**WHAT IS BEING ASKED**
Scan the listing below. Report each line that includes "source".

**EXERCISE INPUTS**
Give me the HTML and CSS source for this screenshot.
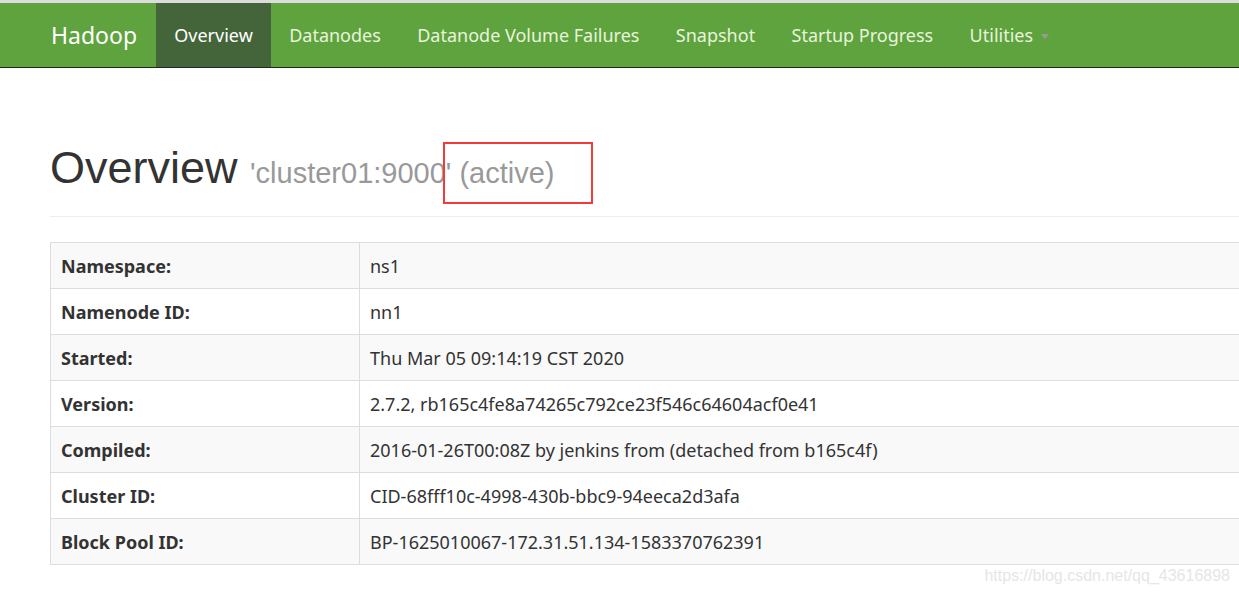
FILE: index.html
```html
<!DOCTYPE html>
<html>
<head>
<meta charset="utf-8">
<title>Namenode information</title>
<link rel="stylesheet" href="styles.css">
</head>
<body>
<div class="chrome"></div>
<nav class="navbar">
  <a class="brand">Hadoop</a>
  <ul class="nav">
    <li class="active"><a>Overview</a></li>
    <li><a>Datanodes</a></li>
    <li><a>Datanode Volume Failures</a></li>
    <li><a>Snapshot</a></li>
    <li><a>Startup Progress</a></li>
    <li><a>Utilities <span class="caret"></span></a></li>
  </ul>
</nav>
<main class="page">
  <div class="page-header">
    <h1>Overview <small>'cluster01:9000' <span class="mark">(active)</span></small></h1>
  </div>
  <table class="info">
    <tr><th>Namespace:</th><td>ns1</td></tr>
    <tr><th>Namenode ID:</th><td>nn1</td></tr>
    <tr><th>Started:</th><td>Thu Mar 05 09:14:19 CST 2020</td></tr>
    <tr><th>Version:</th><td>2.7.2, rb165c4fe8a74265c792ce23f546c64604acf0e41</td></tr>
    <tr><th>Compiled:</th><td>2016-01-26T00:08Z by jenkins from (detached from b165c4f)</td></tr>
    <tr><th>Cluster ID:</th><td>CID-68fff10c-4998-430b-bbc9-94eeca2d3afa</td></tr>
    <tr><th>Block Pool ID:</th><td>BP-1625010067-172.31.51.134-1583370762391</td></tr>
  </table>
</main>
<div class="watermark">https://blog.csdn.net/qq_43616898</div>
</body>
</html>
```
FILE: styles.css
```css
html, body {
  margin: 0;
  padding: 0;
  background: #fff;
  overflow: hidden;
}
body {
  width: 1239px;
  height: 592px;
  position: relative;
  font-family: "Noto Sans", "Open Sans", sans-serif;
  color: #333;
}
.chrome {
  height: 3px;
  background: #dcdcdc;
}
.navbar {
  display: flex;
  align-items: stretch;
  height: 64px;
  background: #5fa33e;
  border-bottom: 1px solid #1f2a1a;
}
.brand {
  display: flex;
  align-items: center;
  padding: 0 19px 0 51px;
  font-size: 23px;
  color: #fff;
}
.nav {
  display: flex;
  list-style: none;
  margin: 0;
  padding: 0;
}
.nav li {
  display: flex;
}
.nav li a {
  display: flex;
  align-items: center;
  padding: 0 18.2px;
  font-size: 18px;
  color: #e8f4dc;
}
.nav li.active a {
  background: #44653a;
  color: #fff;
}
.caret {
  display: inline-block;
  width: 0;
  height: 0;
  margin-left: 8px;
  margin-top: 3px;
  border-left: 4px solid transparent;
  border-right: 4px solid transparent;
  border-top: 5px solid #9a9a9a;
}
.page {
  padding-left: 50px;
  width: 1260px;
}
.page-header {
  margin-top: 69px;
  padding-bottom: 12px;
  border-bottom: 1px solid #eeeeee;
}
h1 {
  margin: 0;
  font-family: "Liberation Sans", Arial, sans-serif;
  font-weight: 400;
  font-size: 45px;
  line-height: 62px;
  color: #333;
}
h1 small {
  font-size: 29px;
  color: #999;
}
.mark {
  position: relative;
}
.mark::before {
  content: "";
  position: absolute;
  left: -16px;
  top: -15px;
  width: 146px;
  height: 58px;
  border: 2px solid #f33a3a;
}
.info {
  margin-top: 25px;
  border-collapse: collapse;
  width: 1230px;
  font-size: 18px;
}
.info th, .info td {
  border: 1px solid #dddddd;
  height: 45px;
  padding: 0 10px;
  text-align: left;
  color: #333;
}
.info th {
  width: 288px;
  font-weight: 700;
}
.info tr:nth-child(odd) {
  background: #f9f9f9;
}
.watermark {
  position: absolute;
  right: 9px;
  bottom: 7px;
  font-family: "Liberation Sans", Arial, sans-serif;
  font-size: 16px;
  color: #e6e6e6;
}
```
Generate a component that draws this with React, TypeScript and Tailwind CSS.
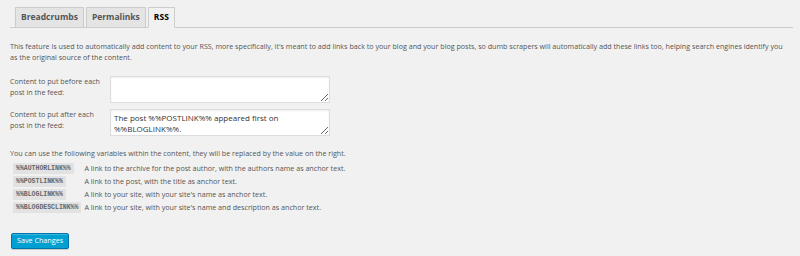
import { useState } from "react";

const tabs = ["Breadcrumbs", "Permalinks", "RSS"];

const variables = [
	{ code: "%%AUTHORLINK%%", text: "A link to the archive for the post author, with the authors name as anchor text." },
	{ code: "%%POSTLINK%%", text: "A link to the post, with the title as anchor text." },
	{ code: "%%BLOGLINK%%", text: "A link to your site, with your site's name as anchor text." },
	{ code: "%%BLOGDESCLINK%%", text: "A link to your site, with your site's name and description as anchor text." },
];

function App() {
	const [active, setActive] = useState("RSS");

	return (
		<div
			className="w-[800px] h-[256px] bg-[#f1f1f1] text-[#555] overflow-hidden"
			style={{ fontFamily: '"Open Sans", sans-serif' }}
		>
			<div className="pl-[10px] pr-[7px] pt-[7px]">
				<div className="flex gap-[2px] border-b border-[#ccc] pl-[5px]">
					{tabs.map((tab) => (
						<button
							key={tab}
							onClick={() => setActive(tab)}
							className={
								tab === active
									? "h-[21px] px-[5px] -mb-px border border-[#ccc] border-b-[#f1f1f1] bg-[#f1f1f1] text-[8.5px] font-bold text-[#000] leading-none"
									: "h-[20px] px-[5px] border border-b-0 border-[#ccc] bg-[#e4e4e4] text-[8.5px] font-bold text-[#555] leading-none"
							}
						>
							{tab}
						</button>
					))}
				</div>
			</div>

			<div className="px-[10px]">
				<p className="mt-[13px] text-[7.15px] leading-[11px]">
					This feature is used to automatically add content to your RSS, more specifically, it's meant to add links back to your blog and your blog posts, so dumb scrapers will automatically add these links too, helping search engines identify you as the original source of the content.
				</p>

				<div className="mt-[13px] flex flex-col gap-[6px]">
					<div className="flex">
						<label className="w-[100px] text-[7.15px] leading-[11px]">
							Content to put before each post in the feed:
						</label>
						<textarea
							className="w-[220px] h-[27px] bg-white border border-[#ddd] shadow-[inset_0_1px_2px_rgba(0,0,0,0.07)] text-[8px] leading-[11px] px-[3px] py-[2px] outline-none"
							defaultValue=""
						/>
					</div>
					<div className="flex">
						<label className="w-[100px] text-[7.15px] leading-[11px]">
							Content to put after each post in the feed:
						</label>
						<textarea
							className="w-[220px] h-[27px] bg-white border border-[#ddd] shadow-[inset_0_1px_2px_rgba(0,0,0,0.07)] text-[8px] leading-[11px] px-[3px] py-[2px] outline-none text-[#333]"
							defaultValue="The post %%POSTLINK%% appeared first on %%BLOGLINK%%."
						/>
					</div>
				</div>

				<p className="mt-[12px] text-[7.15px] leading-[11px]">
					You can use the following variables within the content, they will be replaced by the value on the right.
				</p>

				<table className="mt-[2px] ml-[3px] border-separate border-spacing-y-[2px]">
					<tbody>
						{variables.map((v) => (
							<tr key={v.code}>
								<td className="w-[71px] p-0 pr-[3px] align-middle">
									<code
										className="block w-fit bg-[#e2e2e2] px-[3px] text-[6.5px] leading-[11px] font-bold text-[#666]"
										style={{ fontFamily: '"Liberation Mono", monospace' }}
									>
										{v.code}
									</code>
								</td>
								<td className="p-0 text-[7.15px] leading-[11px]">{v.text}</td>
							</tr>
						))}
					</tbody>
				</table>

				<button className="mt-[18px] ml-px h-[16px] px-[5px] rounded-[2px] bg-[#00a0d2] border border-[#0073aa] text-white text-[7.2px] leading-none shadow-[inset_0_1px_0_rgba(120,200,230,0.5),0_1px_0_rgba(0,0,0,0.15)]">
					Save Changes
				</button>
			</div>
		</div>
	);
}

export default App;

**ANSWER TO THE PROBLEM**
Give me the HTML and CSS source for this screenshot.
					This feature is used to automatically add content to your RSS, more specifically, it's meant to add links back to your blog and your blog posts, so dumb scrapers will automatically add these links too, helping search engines identify you as the original source of the content.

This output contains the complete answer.